→ Task instructions
Transcribe the lines below verbatim, skipping the images.
[begin Available data]
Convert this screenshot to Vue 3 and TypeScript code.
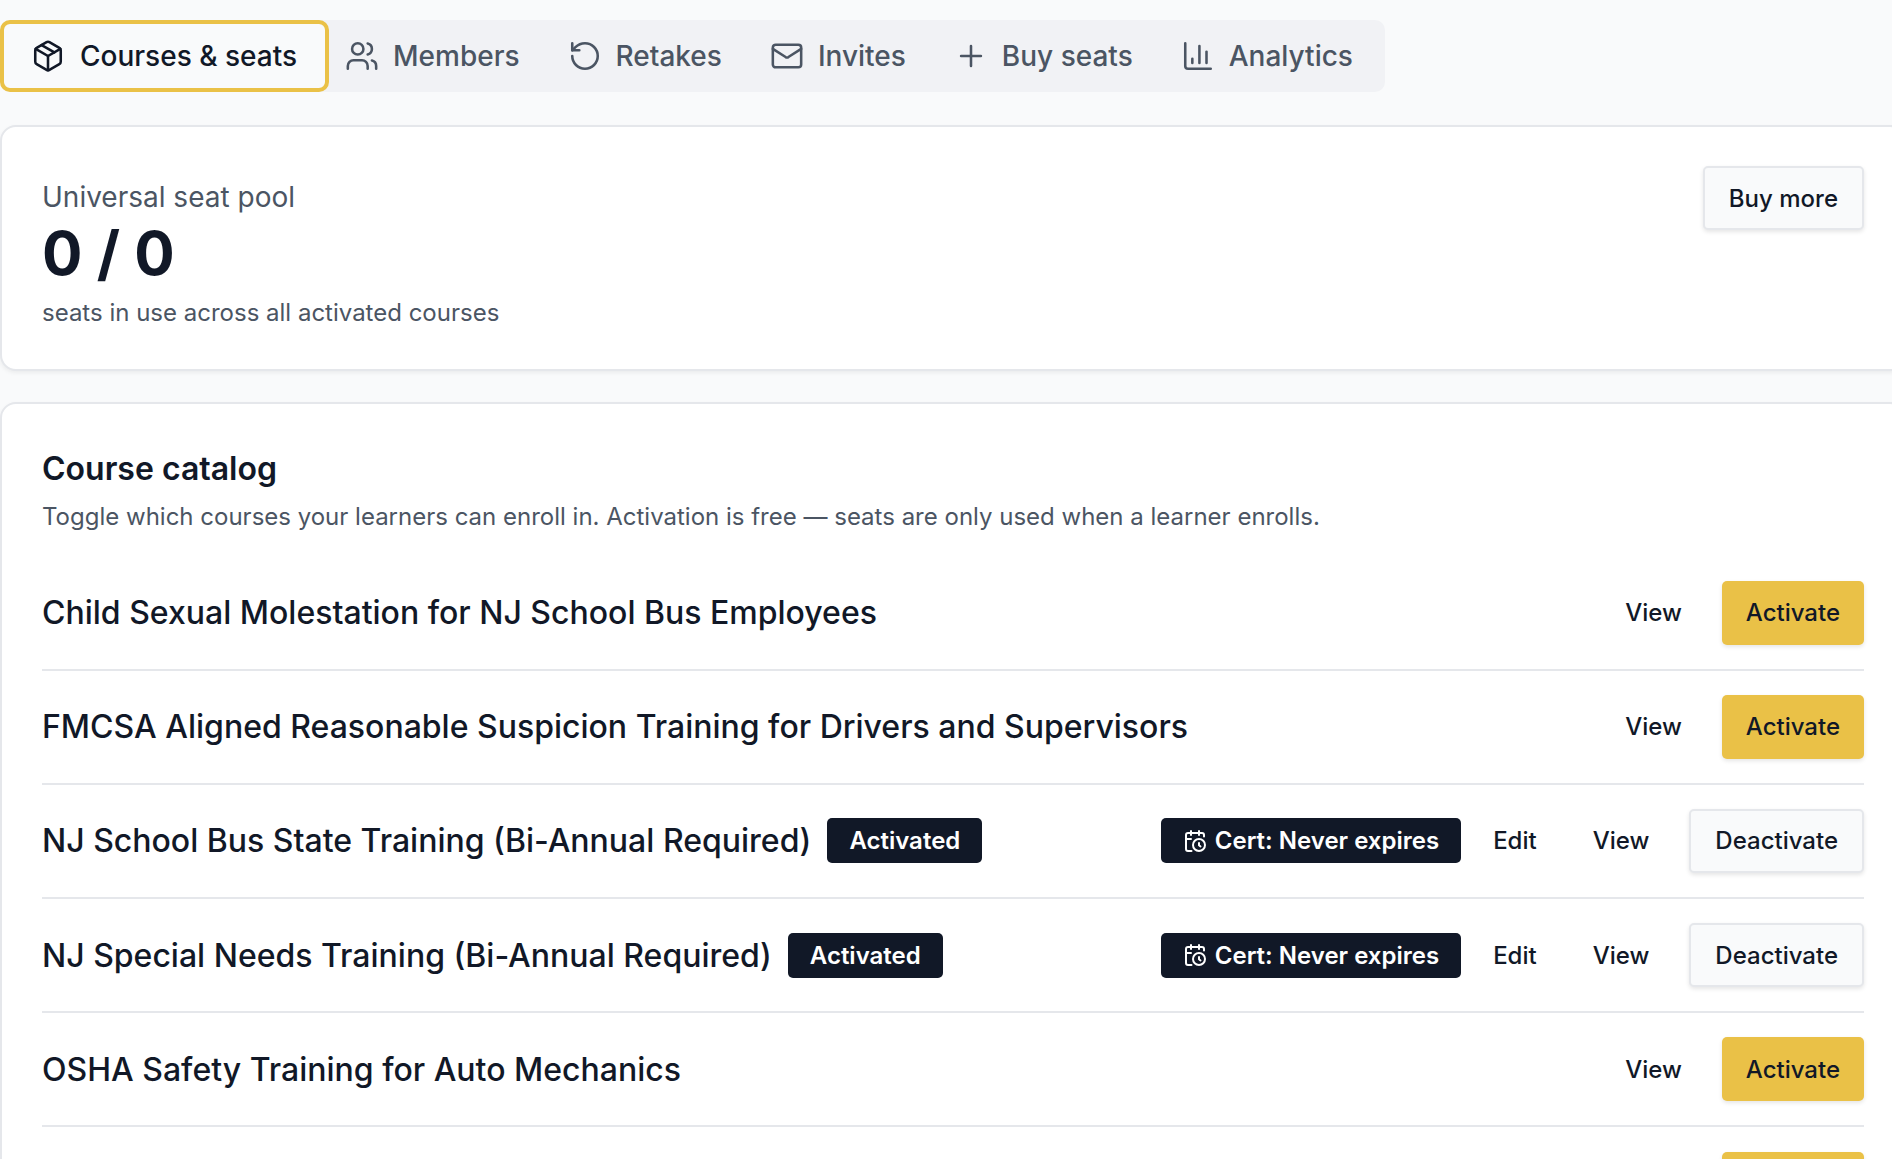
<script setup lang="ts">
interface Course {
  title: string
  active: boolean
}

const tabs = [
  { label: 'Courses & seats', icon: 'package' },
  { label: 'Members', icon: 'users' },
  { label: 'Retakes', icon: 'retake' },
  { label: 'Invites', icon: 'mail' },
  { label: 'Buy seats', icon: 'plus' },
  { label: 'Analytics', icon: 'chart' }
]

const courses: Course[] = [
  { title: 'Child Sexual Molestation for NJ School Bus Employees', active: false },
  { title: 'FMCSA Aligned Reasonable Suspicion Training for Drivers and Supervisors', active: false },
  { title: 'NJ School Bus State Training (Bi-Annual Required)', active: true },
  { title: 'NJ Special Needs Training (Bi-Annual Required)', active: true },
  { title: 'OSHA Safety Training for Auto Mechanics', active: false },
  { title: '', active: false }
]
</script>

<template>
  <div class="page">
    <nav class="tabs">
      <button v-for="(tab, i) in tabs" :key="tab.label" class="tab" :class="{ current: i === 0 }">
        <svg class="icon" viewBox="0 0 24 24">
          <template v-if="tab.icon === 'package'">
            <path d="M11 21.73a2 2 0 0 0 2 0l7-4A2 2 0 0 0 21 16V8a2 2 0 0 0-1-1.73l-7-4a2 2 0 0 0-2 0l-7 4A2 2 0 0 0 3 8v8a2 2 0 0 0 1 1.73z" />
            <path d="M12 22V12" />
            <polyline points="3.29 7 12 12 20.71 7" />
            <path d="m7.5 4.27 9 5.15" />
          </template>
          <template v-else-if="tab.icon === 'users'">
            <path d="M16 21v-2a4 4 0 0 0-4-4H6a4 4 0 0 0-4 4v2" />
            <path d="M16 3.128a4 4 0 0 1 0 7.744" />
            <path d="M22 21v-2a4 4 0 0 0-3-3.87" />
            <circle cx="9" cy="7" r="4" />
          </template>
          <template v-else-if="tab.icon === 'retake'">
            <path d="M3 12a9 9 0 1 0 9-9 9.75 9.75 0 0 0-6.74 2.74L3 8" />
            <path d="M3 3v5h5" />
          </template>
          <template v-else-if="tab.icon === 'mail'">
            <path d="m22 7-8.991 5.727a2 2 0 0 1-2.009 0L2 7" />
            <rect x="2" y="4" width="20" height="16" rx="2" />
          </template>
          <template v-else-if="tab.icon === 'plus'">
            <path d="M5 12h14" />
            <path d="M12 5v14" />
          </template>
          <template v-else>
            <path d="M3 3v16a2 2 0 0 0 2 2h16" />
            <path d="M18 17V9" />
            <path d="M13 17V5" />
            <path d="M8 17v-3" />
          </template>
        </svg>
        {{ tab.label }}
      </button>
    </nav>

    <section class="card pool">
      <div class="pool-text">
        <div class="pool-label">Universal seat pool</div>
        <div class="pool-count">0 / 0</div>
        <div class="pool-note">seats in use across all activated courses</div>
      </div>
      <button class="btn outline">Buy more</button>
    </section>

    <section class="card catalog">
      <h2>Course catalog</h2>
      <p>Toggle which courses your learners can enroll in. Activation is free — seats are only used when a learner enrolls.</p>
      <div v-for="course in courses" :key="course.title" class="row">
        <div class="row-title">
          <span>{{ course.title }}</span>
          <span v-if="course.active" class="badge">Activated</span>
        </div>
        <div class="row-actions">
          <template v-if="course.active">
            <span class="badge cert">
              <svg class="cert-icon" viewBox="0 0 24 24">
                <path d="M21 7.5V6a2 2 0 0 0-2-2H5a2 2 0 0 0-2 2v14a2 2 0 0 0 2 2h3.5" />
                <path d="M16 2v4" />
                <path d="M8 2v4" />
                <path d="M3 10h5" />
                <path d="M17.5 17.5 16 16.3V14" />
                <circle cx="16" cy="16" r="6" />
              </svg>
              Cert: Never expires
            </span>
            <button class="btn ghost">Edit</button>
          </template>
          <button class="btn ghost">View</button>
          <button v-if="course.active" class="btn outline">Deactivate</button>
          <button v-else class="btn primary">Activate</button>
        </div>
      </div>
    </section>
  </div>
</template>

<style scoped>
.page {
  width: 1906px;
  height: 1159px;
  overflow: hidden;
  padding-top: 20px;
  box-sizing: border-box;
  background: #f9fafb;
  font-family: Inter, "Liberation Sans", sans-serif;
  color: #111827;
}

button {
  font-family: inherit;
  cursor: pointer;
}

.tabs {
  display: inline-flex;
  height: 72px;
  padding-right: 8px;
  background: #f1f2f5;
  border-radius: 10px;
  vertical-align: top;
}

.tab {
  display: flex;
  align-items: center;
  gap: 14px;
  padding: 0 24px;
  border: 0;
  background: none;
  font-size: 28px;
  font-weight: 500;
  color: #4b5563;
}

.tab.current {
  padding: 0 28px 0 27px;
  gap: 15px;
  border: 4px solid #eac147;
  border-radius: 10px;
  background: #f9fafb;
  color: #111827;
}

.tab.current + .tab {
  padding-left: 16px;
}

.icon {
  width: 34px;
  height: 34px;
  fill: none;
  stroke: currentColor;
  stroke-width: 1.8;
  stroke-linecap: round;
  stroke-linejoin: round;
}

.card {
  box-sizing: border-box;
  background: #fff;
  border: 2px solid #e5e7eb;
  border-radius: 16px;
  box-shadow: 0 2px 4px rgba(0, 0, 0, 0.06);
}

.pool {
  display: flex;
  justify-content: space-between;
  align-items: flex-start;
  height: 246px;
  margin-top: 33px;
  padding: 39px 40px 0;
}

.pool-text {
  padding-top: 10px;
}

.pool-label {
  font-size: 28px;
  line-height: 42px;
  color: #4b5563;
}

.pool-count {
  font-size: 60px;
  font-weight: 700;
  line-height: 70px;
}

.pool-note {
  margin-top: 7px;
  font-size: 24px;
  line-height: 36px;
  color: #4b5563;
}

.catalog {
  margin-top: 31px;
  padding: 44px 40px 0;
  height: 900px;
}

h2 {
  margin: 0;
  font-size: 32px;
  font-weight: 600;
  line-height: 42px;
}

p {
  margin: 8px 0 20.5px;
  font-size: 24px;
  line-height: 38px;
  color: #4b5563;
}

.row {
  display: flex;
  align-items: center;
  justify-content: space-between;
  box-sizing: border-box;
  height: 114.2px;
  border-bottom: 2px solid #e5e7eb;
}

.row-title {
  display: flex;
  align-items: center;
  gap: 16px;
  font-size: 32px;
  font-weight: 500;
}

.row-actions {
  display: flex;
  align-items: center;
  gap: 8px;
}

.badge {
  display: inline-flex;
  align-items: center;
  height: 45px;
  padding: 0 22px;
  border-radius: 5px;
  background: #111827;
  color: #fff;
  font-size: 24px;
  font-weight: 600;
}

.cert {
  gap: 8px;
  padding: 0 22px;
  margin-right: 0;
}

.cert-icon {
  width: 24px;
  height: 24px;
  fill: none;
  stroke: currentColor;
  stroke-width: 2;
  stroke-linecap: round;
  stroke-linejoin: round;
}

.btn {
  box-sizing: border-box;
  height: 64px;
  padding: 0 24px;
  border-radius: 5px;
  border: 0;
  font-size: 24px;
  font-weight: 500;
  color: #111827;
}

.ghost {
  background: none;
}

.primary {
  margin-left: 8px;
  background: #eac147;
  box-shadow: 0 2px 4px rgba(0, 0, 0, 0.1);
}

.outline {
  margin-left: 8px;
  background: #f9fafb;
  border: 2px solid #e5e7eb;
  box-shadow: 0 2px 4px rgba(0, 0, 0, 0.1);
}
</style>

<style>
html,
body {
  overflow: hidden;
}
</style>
[end Available data]
→ Written answer
Convert this screenshot to Vue 3 and TypeScript code.
<script setup lang="ts">
interface Course {
  title: string
  active: boolean
}

const tabs = [
  { label: 'Courses & seats', icon: 'package' },
  { label: 'Members', icon: 'users' },
  { label: 'Retakes', icon: 'retake' },
  { label: 'Invites', icon: 'mail' },
  { label: 'Buy seats', icon: 'plus' },
  { label: 'Analytics', icon: 'chart' }
]

const courses: Course[] = [
  { title: 'Child Sexual Molestation for NJ School Bus Employees', active: false },
  { title: 'FMCSA Aligned Reasonable Suspicion Training for Drivers and Supervisors', active: false },
  { title: 'NJ School Bus State Training (Bi-Annual Required)', active: true },
  { title: 'NJ Special Needs Training (Bi-Annual Required)', active: true },
  { title: 'OSHA Safety Training for Auto Mechanics', active: false },
  { title: '', active: false }
]
</script>

<template>
  <div class="page">
    <nav class="tabs">
      <button v-for="(tab, i) in tabs" :key="tab.label" class="tab" :class="{ current: i === 0 }">
        <svg class="icon" viewBox="0 0 24 24">
          <template v-if="tab.icon === 'package'">
            <path d="M11 21.73a2 2 0 0 0 2 0l7-4A2 2 0 0 0 21 16V8a2 2 0 0 0-1-1.73l-7-4a2 2 0 0 0-2 0l-7 4A2 2 0 0 0 3 8v8a2 2 0 0 0 1 1.73z" />
            <path d="M12 22V12" />
            <polyline points="3.29 7 12 12 20.71 7" />
            <path d="m7.5 4.27 9 5.15" />
          </template>
          <template v-else-if="tab.icon === 'users'">
            <path d="M16 21v-2a4 4 0 0 0-4-4H6a4 4 0 0 0-4 4v2" />
            <path d="M16 3.128a4 4 0 0 1 0 7.744" />
            <path d="M22 21v-2a4 4 0 0 0-3-3.87" />
            <circle cx="9" cy="7" r="4" />
          </template>
          <template v-else-if="tab.icon === 'retake'">
            <path d="M3 12a9 9 0 1 0 9-9 9.75 9.75 0 0 0-6.74 2.74L3 8" />
            <path d="M3 3v5h5" />
          </template>
          <template v-else-if="tab.icon === 'mail'">
            <path d="m22 7-8.991 5.727a2 2 0 0 1-2.009 0L2 7" />
            <rect x="2" y="4" width="20" height="16" rx="2" />
          </template>
          <template v-else-if="tab.icon === 'plus'">
            <path d="M5 12h14" />
            <path d="M12 5v14" />
          </template>
          <template v-else>
            <path d="M3 3v16a2 2 0 0 0 2 2h16" />
            <path d="M18 17V9" />
            <path d="M13 17V5" />
            <path d="M8 17v-3" />
          </template>
        </svg>
        {{ tab.label }}
      </button>
    </nav>

    <section class="card pool">
      <div class="pool-text">
        <div class="pool-label">Universal seat pool</div>
        <div class="pool-count">0 / 0</div>
        <div class="pool-note">seats in use across all activated courses</div>
      </div>
      <button class="btn outline">Buy more</button>
    </section>

    <section class="card catalog">
      <h2>Course catalog</h2>
      <p>Toggle which courses your learners can enroll in. Activation is free — seats are only used when a learner enrolls.</p>
      <div v-for="course in courses" :key="course.title" class="row">
        <div class="row-title">
          <span>{{ course.title }}</span>
          <span v-if="course.active" class="badge">Activated</span>
        </div>
        <div class="row-actions">
          <template v-if="course.active">
            <span class="badge cert">
              <svg class="cert-icon" viewBox="0 0 24 24">
                <path d="M21 7.5V6a2 2 0 0 0-2-2H5a2 2 0 0 0-2 2v14a2 2 0 0 0 2 2h3.5" />
                <path d="M16 2v4" />
                <path d="M8 2v4" />
                <path d="M3 10h5" />
                <path d="M17.5 17.5 16 16.3V14" />
                <circle cx="16" cy="16" r="6" />
              </svg>
              Cert: Never expires
            </span>
            <button class="btn ghost">Edit</button>
          </template>
          <button class="btn ghost">View</button>
          <button v-if="course.active" class="btn outline">Deactivate</button>
          <button v-else class="btn primary">Activate</button>
        </div>
      </div>
    </section>
  </div>
</template>

<style scoped>
.page {
  width: 1906px;
  height: 1159px;
  overflow: hidden;
  padding-top: 20px;
  box-sizing: border-box;
  background: #f9fafb;
  font-family: Inter, "Liberation Sans", sans-serif;
  color: #111827;
}

button {
  font-family: inherit;
  cursor: pointer;
}

.tabs {
  display: inline-flex;
  height: 72px;
  padding-right: 8px;
  background: #f1f2f5;
  border-radius: 10px;
  vertical-align: top;
}

.tab {
  display: flex;
  align-items: center;
  gap: 14px;
  padding: 0 24px;
  border: 0;
  background: none;
  font-size: 28px;
  font-weight: 500;
  color: #4b5563;
}

.tab.current {
  padding: 0 28px 0 27px;
  gap: 15px;
  border: 4px solid #eac147;
  border-radius: 10px;
  background: #f9fafb;
  color: #111827;
}

.tab.current + .tab {
  padding-left: 16px;
}

.icon {
  width: 34px;
  height: 34px;
  fill: none;
  stroke: currentColor;
  stroke-width: 1.8;
  stroke-linecap: round;
  stroke-linejoin: round;
}

.card {
  box-sizing: border-box;
  background: #fff;
  border: 2px solid #e5e7eb;
  border-radius: 16px;
  box-shadow: 0 2px 4px rgba(0, 0, 0, 0.06);
}

.pool {
  display: flex;
  justify-content: space-between;
  align-items: flex-start;
  height: 246px;
  margin-top: 33px;
  padding: 39px 40px 0;
}

.pool-text {
  padding-top: 10px;
}

.pool-label {
  font-size: 28px;
  line-height: 42px;
  color: #4b5563;
}

.pool-count {
  font-size: 60px;
  font-weight: 700;
  line-height: 70px;
}

.pool-note {
  margin-top: 7px;
  font-size: 24px;
  line-height: 36px;
  color: #4b5563;
}

.catalog {
  margin-top: 31px;
  padding: 44px 40px 0;
  height: 900px;
}

h2 {
  margin: 0;
  font-size: 32px;
  font-weight: 600;
  line-height: 42px;
}

p {
  margin: 8px 0 20.5px;
  font-size: 24px;
  line-height: 38px;
  color: #4b5563;
}

.row {
  display: flex;
  align-items: center;
  justify-content: space-between;
  box-sizing: border-box;
  height: 114.2px;
  border-bottom: 2px solid #e5e7eb;
}

.row-title {
  display: flex;
  align-items: center;
  gap: 16px;
  font-size: 32px;
  font-weight: 500;
}

.row-actions {
  display: flex;
  align-items: center;
  gap: 8px;
}

.badge {
  display: inline-flex;
  align-items: center;
  height: 45px;
  padding: 0 22px;
  border-radius: 5px;
  background: #111827;
  color: #fff;
  font-size: 24px;
  font-weight: 600;
}

.cert {
  gap: 8px;
  padding: 0 22px;
  margin-right: 0;
}

.cert-icon {
  width: 24px;
  height: 24px;
  fill: none;
  stroke: currentColor;
  stroke-width: 2;
  stroke-linecap: round;
  stroke-linejoin: round;
}

.btn {
  box-sizing: border-box;
  height: 64px;
  padding: 0 24px;
  border-radius: 5px;
  border: 0;
  font-size: 24px;
  font-weight: 500;
  color: #111827;
}

.ghost {
  background: none;
}

.primary {
  margin-left: 8px;
  background: #eac147;
  box-shadow: 0 2px 4px rgba(0, 0, 0, 0.1);
}

.outline {
  margin-left: 8px;
  background: #f9fafb;
  border: 2px solid #e5e7eb;
  box-shadow: 0 2px 4px rgba(0, 0, 0, 0.1);
}
</style>

<style>
html,
body {
  overflow: hidden;
}
</style>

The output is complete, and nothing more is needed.